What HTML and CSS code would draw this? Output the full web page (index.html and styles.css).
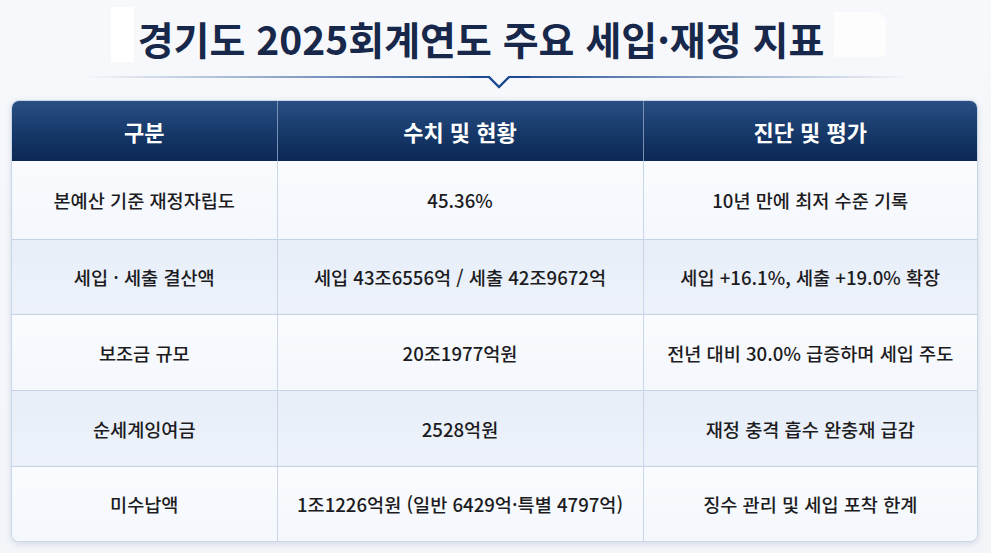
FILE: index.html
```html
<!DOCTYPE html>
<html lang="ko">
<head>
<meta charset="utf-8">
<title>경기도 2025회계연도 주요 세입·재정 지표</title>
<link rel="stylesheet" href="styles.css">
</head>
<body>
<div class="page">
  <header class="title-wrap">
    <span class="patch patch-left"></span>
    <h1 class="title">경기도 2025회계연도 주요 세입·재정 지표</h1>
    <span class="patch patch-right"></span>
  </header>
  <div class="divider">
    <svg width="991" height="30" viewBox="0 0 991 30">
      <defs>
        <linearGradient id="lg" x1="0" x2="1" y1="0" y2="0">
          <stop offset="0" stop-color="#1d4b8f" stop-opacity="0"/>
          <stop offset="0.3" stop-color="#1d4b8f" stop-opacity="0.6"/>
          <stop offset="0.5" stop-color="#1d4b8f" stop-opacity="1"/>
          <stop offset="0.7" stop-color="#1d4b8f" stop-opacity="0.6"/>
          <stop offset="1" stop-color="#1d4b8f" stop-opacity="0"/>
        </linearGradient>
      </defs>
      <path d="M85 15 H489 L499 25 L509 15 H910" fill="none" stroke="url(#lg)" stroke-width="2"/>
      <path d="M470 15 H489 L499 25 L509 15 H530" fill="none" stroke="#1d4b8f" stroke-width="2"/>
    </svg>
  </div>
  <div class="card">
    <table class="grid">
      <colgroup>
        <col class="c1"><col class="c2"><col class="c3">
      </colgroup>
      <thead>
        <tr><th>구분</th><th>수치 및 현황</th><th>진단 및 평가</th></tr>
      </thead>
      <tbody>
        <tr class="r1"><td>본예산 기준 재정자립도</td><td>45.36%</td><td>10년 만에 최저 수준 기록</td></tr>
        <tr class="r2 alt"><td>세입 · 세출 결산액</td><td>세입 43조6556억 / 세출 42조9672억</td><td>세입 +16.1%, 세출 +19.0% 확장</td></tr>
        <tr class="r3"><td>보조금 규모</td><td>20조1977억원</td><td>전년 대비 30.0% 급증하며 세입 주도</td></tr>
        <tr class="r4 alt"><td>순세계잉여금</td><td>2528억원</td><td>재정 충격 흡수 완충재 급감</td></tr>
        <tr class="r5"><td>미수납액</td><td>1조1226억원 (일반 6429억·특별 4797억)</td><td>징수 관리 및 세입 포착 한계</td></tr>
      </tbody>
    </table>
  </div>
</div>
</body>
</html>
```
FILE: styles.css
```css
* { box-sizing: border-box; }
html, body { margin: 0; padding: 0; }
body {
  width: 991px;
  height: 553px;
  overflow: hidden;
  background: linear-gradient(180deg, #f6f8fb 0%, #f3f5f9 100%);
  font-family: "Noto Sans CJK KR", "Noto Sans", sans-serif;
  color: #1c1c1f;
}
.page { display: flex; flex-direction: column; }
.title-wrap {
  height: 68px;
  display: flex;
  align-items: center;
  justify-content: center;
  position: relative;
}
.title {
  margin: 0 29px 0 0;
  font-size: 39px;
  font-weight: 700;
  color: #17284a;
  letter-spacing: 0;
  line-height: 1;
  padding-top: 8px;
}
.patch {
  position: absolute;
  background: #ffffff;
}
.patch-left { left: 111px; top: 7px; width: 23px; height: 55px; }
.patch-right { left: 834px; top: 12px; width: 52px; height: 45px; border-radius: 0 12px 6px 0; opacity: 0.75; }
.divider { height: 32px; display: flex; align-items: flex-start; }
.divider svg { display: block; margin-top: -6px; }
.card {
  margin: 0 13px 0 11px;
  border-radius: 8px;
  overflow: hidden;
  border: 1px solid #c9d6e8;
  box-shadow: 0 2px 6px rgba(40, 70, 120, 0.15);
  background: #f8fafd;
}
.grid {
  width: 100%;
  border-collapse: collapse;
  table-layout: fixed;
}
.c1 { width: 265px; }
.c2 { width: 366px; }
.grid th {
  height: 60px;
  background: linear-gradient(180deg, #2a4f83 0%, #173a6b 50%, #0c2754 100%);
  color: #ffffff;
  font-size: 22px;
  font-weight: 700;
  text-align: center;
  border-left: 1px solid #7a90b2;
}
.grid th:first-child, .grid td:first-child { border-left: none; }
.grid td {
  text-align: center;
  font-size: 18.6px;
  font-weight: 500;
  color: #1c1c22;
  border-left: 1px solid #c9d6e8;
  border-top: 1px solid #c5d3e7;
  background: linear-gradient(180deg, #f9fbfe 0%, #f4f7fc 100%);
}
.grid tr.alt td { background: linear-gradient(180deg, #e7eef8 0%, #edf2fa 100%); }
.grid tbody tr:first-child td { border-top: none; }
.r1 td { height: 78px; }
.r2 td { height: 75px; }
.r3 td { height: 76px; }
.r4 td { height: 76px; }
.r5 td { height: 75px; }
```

:: Short task ::
In your copy, leave out the pictures and reproduce the material above exactly.

:: Finished exercise ::
What HTML and CSS code would draw this? Output the full web page (index.html and styles.css).
FILE: index.html
```html
<!DOCTYPE html>
<html lang="ko">
<head>
<meta charset="utf-8">
<title>경기도 2025회계연도 주요 세입·재정 지표</title>
<link rel="stylesheet" href="styles.css">
</head>
<body>
<div class="page">
  <header class="title-wrap">
    <span class="patch patch-left"></span>
    <h1 class="title">경기도 2025회계연도 주요 세입·재정 지표</h1>
    <span class="patch patch-right"></span>
  </header>
  <div class="divider">
    <svg width="991" height="30" viewBox="0 0 991 30">
      <defs>
        <linearGradient id="lg" x1="0" x2="1" y1="0" y2="0">
          <stop offset="0" stop-color="#1d4b8f" stop-opacity="0"/>
          <stop offset="0.3" stop-color="#1d4b8f" stop-opacity="0.6"/>
          <stop offset="0.5" stop-color="#1d4b8f" stop-opacity="1"/>
          <stop offset="0.7" stop-color="#1d4b8f" stop-opacity="0.6"/>
          <stop offset="1" stop-color="#1d4b8f" stop-opacity="0"/>
        </linearGradient>
      </defs>
      <path d="M85 15 H489 L499 25 L509 15 H910" fill="none" stroke="url(#lg)" stroke-width="2"/>
      <path d="M470 15 H489 L499 25 L509 15 H530" fill="none" stroke="#1d4b8f" stroke-width="2"/>
    </svg>
  </div>
  <div class="card">
    <table class="grid">
      <colgroup>
        <col class="c1"><col class="c2"><col class="c3">
      </colgroup>
      <thead>
        <tr><th>구분</th><th>수치 및 현황</th><th>진단 및 평가</th></tr>
      </thead>
      <tbody>
        <tr class="r1"><td>본예산 기준 재정자립도</td><td>45.36%</td><td>10년 만에 최저 수준 기록</td></tr>
        <tr class="r2 alt"><td>세입 · 세출 결산액</td><td>세입 43조6556억 / 세출 42조9672억</td><td>세입 +16.1%, 세출 +19.0% 확장</td></tr>
        <tr class="r3"><td>보조금 규모</td><td>20조1977억원</td><td>전년 대비 30.0% 급증하며 세입 주도</td></tr>
        <tr class="r4 alt"><td>순세계잉여금</td><td>2528억원</td><td>재정 충격 흡수 완충재 급감</td></tr>
        <tr class="r5"><td>미수납액</td><td>1조1226억원 (일반 6429억·특별 4797억)</td><td>징수 관리 및 세입 포착 한계</td></tr>
      </tbody>
    </table>
  </div>
</div>
</body>
</html>
```
FILE: styles.css
```css
* { box-sizing: border-box; }
html, body { margin: 0; padding: 0; }
body {
  width: 991px;
  height: 553px;
  overflow: hidden;
  background: linear-gradient(180deg, #f6f8fb 0%, #f3f5f9 100%);
  font-family: "Noto Sans CJK KR", "Noto Sans", sans-serif;
  color: #1c1c1f;
}
.page { display: flex; flex-direction: column; }
.title-wrap {
  height: 68px;
  display: flex;
  align-items: center;
  justify-content: center;
  position: relative;
}
.title {
  margin: 0 29px 0 0;
  font-size: 39px;
  font-weight: 700;
  color: #17284a;
  letter-spacing: 0;
  line-height: 1;
  padding-top: 8px;
}
.patch {
  position: absolute;
  background: #ffffff;
}
.patch-left { left: 111px; top: 7px; width: 23px; height: 55px; }
.patch-right { left: 834px; top: 12px; width: 52px; height: 45px; border-radius: 0 12px 6px 0; opacity: 0.75; }
.divider { height: 32px; display: flex; align-items: flex-start; }
.divider svg { display: block; margin-top: -6px; }
.card {
  margin: 0 13px 0 11px;
  border-radius: 8px;
  overflow: hidden;
  border: 1px solid #c9d6e8;
  box-shadow: 0 2px 6px rgba(40, 70, 120, 0.15);
  background: #f8fafd;
}
.grid {
  width: 100%;
  border-collapse: collapse;
  table-layout: fixed;
}
.c1 { width: 265px; }
.c2 { width: 366px; }
.grid th {
  height: 60px;
  background: linear-gradient(180deg, #2a4f83 0%, #173a6b 50%, #0c2754 100%);
  color: #ffffff;
  font-size: 22px;
  font-weight: 700;
  text-align: center;
  border-left: 1px solid #7a90b2;
}
.grid th:first-child, .grid td:first-child { border-left: none; }
.grid td {
  text-align: center;
  font-size: 18.6px;
  font-weight: 500;
  color: #1c1c22;
  border-left: 1px solid #c9d6e8;
  border-top: 1px solid #c5d3e7;
  background: linear-gradient(180deg, #f9fbfe 0%, #f4f7fc 100%);
}
.grid tr.alt td { background: linear-gradient(180deg, #e7eef8 0%, #edf2fa 100%); }
.grid tbody tr:first-child td { border-top: none; }
.r1 td { height: 78px; }
.r2 td { height: 75px; }
.r3 td { height: 76px; }
.r4 td { height: 76px; }
.r5 td { height: 75px; }
```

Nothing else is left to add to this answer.